There are tradeoffs. Manufacturer utilities can add background services, update prompts, or settings panels you may not need. A bad driver update can also introduce regressions, which is why it is sensible to keep the previous installer if the manufacturer provides an archive. The value-oriented approach is simple: install the official driver when a feature is missing, when the monitor is misidentified, or when the manufacturer specifically requires it for your model. If the monitor already runs at native resolution, correct refresh rate, and all ports work, there may be no performance gain from adding extra software.
A Reliable Setup Workflow
Start with the physical path. Use the USB-C cable that came with the monitor or a short, certified full-featured replacement. Confirm the laptop port supports video output over USB-C, not just charging and file transfer. Select the correct monitor input manually if auto-detect is unreliable.
Then check the operating system. Open display settings and confirm the monitor is extended or duplicated as intended, then choose the native resolution and highest stable refresh rate. For a gaming setup, also check the graphics control panel because adaptive sync and high-refresh options can live there. For a hybrid workstation with a KVM monitor, make sure the PC side has both a video cable and the required USB upstream connection, because video alone will not carry keyboard and mouse control.
Finally, install software only from the monitor maker’s official support page. Match the exact model number on the rear label, box, or on-screen menu. Avoid third-party driver download sites because they can be outdated, wrong, or bundled with unwanted software. After installation, restart the computer and verify that the model name, native resolution, and special devices such as audio or touch now appear correctly.

When a Driver Will Not Fix It
A driver cannot turn a data-only USB-C port into a video-capable port. It cannot make a charge-only cable carry DisplayPort video. It cannot overcome a graphics card limit on the number of independent displays. It also cannot supply 90W of charging from a monitor that only provides 45W or 60W.

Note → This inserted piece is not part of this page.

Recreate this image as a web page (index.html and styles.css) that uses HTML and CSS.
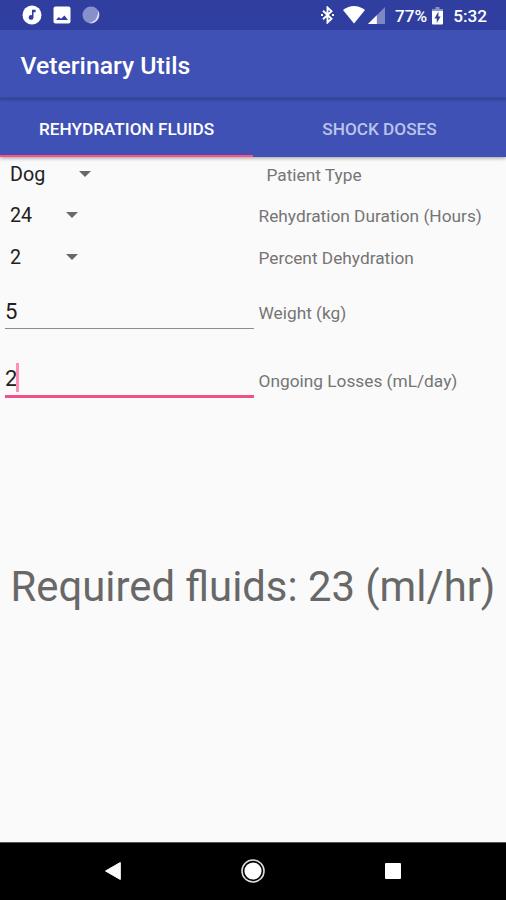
FILE: index.html
```html
<!DOCTYPE html>
<html lang="en">
<head>
<meta charset="utf-8">
<title>Veterinary Utils</title>
<link rel="stylesheet" href="styles.css">
</head>
<body>
<div class="screen">
  <header class="status">
    <div class="notifications">
      <svg width="20" height="20" viewBox="0 0 20 20"><circle cx="10" cy="10" r="9.5" fill="#fff"/><path d="M10 4.700h3.600v2.500h-2.100v5.200a2.400 2.400 0 1 1-1.500-2.200z" fill="#303f9f"/></svg>
      <svg width="18" height="18" viewBox="0 0 18 18"><rect x=".5" y=".5" width="17" height="17" rx="2" fill="#fff"/><path d="M3 14l2.800-3 2.200 1.700L11.500 9.500 15 14z" fill="#303f9f"/></svg>
      <svg width="18" height="18" viewBox="0 0 18 18"><circle cx="9" cy="9" r="8.500" fill="#8790ca"/><path d="M16 4.500Q18.500 9 15.500 13.500Q12 18 7.500 17Q13 15.500 14.500 12Q16.500 9 16 4.500z" fill="#e5e8f7"/></svg>
    </div>
    <div class="indicators">
      <svg class="bluetooth" width="13" height="18" viewBox="0 0 13 18"><path d="M2 4.800l8.500 8-4 3.700V1.500l4 3.700-8.500 8" fill="none" stroke="#fff" stroke-width="1.900"/><path d="M0 8h2v2H0zM11 8h2v2h-2z" fill="#fff"/></svg>
      <svg class="wifi" width="22" height="18" viewBox="0 0 22 18"><path d="M0 4Q11-4 22 4L11 17.500z" fill="#fff"/></svg>
      <svg class="signal" width="17" height="17" viewBox="0 0 17 17"><path d="M17 0v17H0z" fill="#7d87c4"/><path d="M8.800 8.200V17H0z" fill="#fff"/></svg>
      <span class="percent">77%</span>
      <svg class="battery" width="11" height="18" viewBox="0 0 11 18"><path d="M3.500 0h4v2H11v3H0V2h3.500z" fill="#8790ca"/><path d="M0 4h11v12.500q0 1-1 1H1q-1 0-1-1z" fill="#fff"/><path d="M6.400 4.500L2.500 11.500h2.300V16L8.600 9.500H6.400z" fill="#303f9f"/></svg>
      <span class="clock">5:32</span>
    </div>
  </header>
  <div class="appbar"><h1>Veterinary Utils</h1></div>
  <nav class="tabs">
    <div class="tab active"><span>REHYDRATION FLUIDS</span></div>
    <div class="tab"><span>SHOCK DOSES</span></div>
  </nav>
  <main>
    <div class="row first"><div class="spinner wide"><span>Dog</span><i class="arrow"></i></div><label>Patient Type</label></div>
    <div class="row"><div class="spinner"><span>24</span><i class="arrow"></i></div><label>Rehydration Duration (Hours)</label></div>
    <div class="row"><div class="spinner"><span>2</span><i class="arrow"></i></div><label>Percent Dehydration</label></div>
    <div class="row entry weight"><div class="field">5</div><label>Weight (kg)</label></div>
    <div class="row entry losses"><div class="field focused">2<i class="caret"></i></div><label>Ongoing Losses (mL/day)</label></div>
    <p class="result">Required fluids: 23 (ml/hr)</p>
  </main>
  <footer class="navbar">
    <svg width="16" height="18" viewBox="0 0 16 18"><path d="M15.300.500v17L.500 9z" fill="#fff" stroke="#fff" stroke-linejoin="round"/></svg>
    <svg width="24" height="24" viewBox="0 0 24 24"><circle cx="12" cy="12" r="11" fill="none" stroke="#ddd" stroke-width="1.600"/><circle cx="12" cy="12" r="8.600" fill="#fff"/></svg>
    <svg width="16" height="16" viewBox="0 0 16 16"><rect width="16" height="16" rx="1" fill="#fff"/></svg>
  </footer>
</div>
</body>
</html>
```
FILE: styles.css
```css
* { box-sizing: border-box; }
body { margin: 0; font-family: Roboto, sans-serif; }
svg { display: block; flex: none; }
.screen { width: 506px; height: 900px; display: flex; flex-direction: column; background: #fafafa; overflow: hidden; }
.status { height: 30px; flex: none; background: #303f9f; display: flex; justify-content: space-between; color: #fff; padding: 0 19px 0 22px; }
.notifications, .indicators { display: flex; align-items: center; }
.notifications { gap: 11px; }
.indicators { font-size: 17.2px; font-weight: 500; line-height: 30px; padding-top: 1px; }
.bluetooth { margin-top: -1px; }
.wifi { margin: -2px 0 0 9px; }
.signal { margin-left: 3px; }
.percent { margin-left: 10px; }
.battery { margin-left: 5px; }
.clock { margin-left: 10px; }
.appbar { height: 69px; flex: none; background: linear-gradient(#3f51b5 67px, #35459a 69px); padding-left: 20.500px; display: flex; align-items: center; }
h1 { margin: 3px 0 0; font-size: 24.8px; font-weight: 500; line-height: 30px; color: #fff; }
.tabs { height: 58px; flex: none; background: linear-gradient(#35469c, #3f51b5 3px); display: flex; box-shadow: 0 1px 4px rgba(0,0,0,.4); z-index: 1; }
.tab { flex: 1; display: flex; align-items: center; justify-content: center; font-size: 17.2px; font-weight: 500; color: #bcc3e8; padding-top: 2px; }
.tab.active { color: #fff; border-bottom: 2px solid #ff5086; padding-top: 4px; }
main { flex: 1; }
.row { display: grid; grid-template-columns: 254px 1fr; height: 42px; align-items: center; color: #757575; }
.row.first { height: 38px; padding-bottom: 3px; }
.row label { font-size: 17.3px; line-height: 22px; padding-left: 4.500px; }
.row.first label { padding-left: 12.500px; }
.spinner { display: flex; align-items: center; justify-content: space-between; width: 78px; padding-left: 10px; font-size: 19.7px; line-height: 26px; color: #212121; }
.spinner.wide { width: 91px; }
.arrow { width: 0; height: 0; margin-top: -2px; border: 6px solid transparent; border-top: 6px solid #686868; border-bottom: 0; }
.row.entry { align-items: start; }
.weight { height: 67px; padding-top: 19px; }
.weight label, .losses label { padding-top: 4px; }
.losses { height: 68px; padding-top: 19px; }
.field { margin-left: 5px; width: 249px; height: 31px; font-size: 22.1px; line-height: 26px; color: #212121; border-bottom: 1.500px solid #8c8c8c; display: flex; }
.field.focused { height: 33px; border-bottom: 3px solid #f0508a; }
.caret { width: 3px; height: 29px; margin: -2px 0 0 -1px; background: #ff8fb3; }
.losses label { padding-top: 5px; }
.result { margin: 148px 0 0; text-align: center; font-size: 41.8px; line-height: 50px; color: #686868; white-space: nowrap; }
.navbar { height: 58px; flex: none; background: #000; border-top: 1px solid #555; display: flex; justify-content: space-between; align-items: center; padding: 0 105px 2px; }
```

This is where buying decisions matter. A USB-C monitor should be matched to the computer, not just the desk aesthetic. For gaming, prioritize resolution, refresh rate, response time, adaptive sync, and the right input bandwidth. For office productivity, prioritize power delivery, hub ports, ergonomics, text clarity, and wake reliability. For portable screens, prioritize power needs, native resolution, touch support, and whether the device can run from a single cable or needs supplemental power.
FAQ
Is a USB-C monitor driver the same as a graphics driver?
No. The graphics driver controls the GPU in your laptop or desktop, while the monitor driver identifies the display and its supported modes or features. For high-refresh gaming problems, update both the GPU driver and any official monitor package if the display is not recognized correctly.
Do users need USB-C monitor drivers?
Often no for basic display output, but some portable monitors, docks, touch features, or vendor utilities may still require software approval in system security settings. If the screen works but special features do not, check the manufacturer’s support notes for that exact model.
Should I install the driver before plugging in the monitor?
Usually you can plug in first, confirm what works, then install the driver if features are missing. If the manufacturer’s setup instructions specify a different order for a portable smart screen or docking monitor, follow the model-specific instructions.
Final Word
A USB-C monitor can be plug-and-play for the picture and still need a driver for the experience. Treat USB-C as a powerful connection platform, then verify the port, cable, power delivery, graphics driver, and manufacturer monitor driver in that order. That method keeps your setup fast, clean, and fully capable without guessing.